[WHAT YOU ARE ASKED TO DO]: Each line that holds the word "screenshot" counts once; give the total for the records below and nothing else.
┌──
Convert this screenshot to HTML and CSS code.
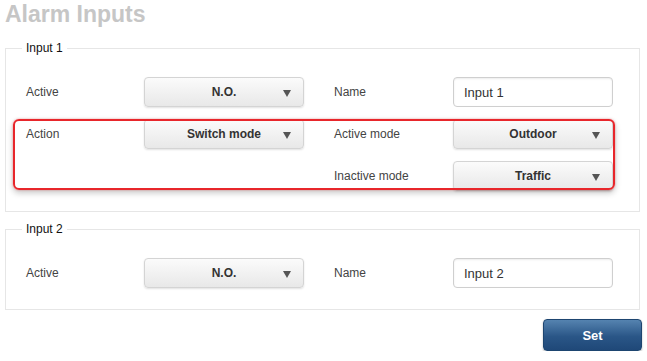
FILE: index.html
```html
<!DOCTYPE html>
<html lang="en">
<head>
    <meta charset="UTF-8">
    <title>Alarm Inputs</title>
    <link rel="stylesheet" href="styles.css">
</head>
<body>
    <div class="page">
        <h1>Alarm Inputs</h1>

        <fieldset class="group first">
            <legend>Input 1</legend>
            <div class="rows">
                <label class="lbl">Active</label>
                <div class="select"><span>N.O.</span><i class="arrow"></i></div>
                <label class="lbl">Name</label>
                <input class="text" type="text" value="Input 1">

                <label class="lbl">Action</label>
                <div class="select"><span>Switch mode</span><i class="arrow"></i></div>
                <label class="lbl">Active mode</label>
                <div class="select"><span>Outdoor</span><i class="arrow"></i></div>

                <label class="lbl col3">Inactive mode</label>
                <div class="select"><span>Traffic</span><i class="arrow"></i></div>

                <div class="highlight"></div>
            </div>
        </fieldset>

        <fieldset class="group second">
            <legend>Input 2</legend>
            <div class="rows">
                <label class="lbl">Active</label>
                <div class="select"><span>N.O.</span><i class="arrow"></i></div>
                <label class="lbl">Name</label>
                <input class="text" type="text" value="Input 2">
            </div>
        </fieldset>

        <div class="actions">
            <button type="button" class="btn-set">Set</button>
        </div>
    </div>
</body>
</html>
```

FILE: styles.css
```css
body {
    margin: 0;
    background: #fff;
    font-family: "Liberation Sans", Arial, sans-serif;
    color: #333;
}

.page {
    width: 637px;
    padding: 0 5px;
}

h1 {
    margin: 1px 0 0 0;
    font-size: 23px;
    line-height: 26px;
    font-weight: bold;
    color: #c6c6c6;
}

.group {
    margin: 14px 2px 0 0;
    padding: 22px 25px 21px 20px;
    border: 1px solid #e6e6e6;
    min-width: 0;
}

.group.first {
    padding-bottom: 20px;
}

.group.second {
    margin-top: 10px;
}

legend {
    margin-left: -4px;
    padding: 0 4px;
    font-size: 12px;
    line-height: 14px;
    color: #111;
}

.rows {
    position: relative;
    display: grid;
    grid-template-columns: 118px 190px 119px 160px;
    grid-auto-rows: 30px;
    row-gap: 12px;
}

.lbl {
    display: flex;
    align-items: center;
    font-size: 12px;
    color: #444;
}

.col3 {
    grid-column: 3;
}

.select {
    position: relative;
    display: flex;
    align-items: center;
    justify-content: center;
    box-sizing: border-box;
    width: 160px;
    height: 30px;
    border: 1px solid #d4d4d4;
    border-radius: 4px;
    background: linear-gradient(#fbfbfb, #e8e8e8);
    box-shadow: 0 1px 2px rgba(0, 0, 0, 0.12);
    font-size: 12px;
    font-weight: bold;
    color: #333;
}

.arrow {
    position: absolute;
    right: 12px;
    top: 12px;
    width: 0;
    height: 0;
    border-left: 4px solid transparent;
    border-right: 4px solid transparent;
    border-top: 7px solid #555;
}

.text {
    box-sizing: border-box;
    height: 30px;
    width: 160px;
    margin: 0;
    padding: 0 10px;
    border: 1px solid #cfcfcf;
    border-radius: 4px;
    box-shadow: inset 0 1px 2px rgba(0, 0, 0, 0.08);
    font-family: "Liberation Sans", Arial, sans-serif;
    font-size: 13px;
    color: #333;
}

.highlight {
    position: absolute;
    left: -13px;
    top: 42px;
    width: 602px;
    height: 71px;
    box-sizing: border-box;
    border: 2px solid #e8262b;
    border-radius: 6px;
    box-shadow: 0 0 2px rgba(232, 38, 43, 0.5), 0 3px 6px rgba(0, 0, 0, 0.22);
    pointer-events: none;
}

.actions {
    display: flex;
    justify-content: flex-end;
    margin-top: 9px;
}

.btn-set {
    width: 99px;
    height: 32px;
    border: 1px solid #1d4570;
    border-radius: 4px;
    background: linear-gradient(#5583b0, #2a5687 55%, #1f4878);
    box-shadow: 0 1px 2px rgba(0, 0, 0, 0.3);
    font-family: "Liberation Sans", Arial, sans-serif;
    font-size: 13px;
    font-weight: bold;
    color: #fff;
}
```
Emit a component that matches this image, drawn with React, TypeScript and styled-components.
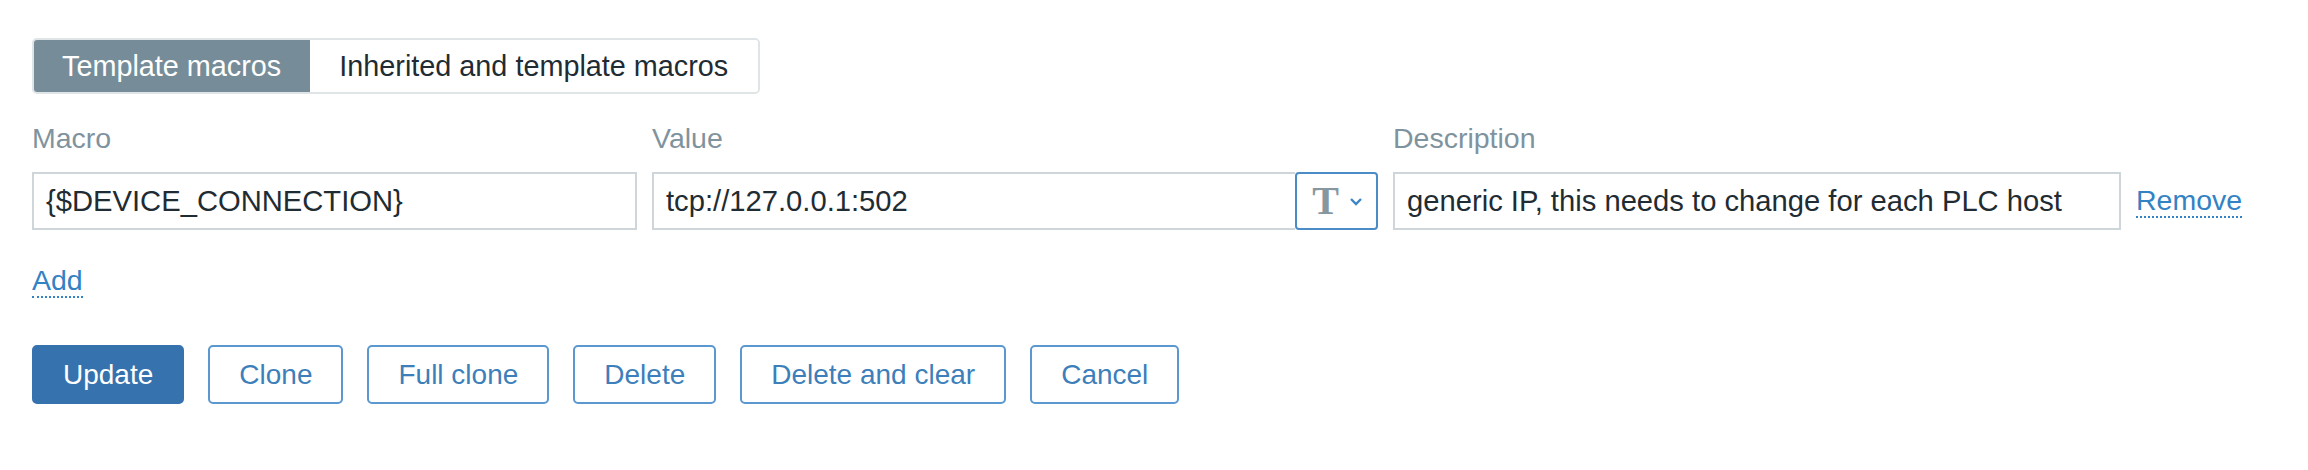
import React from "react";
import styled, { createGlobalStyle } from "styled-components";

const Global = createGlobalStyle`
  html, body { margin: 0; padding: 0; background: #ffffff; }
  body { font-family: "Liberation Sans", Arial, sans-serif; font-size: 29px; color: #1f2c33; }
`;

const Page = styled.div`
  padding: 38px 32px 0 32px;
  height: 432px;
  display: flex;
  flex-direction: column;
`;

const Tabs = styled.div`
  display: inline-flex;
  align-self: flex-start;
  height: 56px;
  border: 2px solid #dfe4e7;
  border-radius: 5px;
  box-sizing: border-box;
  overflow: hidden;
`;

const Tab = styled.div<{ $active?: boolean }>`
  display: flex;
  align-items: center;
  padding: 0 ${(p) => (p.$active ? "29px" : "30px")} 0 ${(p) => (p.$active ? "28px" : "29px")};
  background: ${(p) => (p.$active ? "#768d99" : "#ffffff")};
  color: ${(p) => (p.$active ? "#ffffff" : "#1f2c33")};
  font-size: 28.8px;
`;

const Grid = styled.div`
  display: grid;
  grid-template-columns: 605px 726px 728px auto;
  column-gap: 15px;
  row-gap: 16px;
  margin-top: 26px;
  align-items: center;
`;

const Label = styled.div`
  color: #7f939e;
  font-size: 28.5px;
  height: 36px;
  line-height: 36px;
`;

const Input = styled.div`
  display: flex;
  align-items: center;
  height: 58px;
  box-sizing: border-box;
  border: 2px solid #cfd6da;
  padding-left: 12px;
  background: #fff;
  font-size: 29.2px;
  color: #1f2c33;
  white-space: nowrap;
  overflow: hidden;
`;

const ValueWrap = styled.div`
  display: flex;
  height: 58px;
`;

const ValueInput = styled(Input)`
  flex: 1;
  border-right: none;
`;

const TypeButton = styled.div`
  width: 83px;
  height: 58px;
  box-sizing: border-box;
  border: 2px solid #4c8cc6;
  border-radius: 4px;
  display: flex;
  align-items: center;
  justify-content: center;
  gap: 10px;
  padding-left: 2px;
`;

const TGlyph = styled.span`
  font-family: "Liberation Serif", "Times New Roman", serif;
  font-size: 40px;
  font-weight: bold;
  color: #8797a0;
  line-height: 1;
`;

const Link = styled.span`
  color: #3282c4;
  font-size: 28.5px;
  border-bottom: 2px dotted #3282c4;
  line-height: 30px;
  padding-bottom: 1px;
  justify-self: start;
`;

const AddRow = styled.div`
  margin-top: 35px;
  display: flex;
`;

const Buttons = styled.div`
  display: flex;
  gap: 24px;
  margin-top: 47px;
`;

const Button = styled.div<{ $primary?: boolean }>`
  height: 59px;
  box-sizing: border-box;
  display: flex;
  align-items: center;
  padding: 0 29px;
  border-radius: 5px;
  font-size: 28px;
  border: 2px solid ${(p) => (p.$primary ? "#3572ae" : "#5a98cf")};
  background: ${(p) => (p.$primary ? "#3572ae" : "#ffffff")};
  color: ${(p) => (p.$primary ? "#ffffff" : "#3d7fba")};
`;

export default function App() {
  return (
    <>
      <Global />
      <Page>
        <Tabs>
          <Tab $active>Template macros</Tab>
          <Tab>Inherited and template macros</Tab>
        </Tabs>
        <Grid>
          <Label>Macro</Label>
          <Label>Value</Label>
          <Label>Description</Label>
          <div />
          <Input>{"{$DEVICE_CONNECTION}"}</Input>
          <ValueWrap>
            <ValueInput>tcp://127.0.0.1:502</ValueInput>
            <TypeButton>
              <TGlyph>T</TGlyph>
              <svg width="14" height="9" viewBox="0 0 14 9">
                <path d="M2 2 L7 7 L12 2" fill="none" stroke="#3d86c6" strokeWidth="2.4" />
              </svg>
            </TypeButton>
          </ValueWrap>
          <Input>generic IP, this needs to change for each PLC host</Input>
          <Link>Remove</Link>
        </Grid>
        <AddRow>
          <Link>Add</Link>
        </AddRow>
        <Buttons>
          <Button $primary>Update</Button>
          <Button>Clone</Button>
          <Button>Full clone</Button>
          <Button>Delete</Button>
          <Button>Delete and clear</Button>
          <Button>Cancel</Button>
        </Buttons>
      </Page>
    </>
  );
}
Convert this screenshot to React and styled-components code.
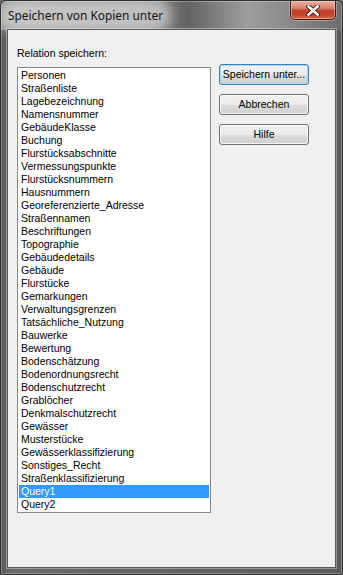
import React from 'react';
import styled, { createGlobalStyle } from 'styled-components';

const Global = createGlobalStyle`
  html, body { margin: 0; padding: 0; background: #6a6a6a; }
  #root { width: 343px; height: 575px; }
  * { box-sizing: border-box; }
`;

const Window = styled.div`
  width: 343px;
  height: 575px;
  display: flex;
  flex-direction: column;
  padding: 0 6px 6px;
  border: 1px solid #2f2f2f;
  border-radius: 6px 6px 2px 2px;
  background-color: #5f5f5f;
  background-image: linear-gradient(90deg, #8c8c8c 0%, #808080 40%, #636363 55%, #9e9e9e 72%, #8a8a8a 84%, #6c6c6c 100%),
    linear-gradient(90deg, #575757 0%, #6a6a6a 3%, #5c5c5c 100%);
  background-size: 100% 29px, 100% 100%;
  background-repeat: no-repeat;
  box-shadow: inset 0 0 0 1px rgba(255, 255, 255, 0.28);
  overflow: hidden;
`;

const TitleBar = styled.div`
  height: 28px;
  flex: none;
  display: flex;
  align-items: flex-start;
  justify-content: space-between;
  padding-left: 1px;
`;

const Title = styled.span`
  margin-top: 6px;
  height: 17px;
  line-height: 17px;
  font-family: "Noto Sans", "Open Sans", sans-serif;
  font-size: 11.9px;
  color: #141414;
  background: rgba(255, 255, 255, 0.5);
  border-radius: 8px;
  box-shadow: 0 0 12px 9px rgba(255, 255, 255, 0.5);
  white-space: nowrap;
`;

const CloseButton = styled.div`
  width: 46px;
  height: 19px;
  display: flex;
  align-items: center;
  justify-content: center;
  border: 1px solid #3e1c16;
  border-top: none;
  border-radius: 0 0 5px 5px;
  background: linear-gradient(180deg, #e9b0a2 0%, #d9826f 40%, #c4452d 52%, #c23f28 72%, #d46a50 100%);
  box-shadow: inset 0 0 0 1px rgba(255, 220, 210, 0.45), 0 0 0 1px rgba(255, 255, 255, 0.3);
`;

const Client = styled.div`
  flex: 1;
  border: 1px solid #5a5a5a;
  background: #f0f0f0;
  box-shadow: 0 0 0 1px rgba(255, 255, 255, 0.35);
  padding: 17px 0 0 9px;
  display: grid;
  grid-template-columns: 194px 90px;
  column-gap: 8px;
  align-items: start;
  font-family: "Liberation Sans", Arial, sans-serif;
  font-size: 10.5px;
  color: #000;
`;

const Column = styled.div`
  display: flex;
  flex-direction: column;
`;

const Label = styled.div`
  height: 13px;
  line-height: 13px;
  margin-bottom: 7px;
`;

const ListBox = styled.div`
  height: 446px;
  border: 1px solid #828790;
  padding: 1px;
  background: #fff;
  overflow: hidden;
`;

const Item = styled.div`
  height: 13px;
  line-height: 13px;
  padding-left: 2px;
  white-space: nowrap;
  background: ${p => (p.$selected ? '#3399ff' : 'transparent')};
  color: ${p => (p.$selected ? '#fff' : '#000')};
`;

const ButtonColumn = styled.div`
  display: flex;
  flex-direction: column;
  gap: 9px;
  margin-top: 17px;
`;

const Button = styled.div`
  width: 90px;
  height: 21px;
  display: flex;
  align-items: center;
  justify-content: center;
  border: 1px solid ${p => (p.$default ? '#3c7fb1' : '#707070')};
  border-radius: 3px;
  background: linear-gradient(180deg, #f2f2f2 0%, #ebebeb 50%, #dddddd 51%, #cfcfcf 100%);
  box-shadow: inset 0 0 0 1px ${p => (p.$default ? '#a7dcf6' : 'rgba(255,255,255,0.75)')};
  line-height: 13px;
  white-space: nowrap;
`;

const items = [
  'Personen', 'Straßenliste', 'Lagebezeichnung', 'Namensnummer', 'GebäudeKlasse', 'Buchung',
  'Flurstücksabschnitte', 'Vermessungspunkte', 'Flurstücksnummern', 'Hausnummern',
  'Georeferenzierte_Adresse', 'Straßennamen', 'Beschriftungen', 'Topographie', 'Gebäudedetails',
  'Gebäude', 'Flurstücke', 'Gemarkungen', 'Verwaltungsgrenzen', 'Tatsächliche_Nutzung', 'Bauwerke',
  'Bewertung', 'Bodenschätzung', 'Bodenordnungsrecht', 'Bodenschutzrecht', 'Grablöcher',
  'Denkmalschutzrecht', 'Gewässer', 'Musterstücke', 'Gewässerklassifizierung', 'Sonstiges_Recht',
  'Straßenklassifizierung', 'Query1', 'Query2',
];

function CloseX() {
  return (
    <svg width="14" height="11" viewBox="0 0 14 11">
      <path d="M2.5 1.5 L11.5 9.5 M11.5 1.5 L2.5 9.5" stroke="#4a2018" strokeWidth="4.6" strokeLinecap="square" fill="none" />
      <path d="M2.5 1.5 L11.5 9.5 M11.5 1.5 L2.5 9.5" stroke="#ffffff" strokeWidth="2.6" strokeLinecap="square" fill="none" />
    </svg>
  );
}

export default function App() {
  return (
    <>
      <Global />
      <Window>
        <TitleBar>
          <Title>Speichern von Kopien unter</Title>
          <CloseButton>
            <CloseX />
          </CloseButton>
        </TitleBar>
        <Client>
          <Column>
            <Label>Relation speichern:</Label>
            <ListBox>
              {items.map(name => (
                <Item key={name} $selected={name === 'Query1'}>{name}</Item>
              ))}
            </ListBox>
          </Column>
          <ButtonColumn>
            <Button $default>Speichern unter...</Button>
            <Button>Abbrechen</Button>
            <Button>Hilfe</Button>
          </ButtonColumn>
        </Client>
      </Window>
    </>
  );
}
└──
[THE SOLUTION]: 2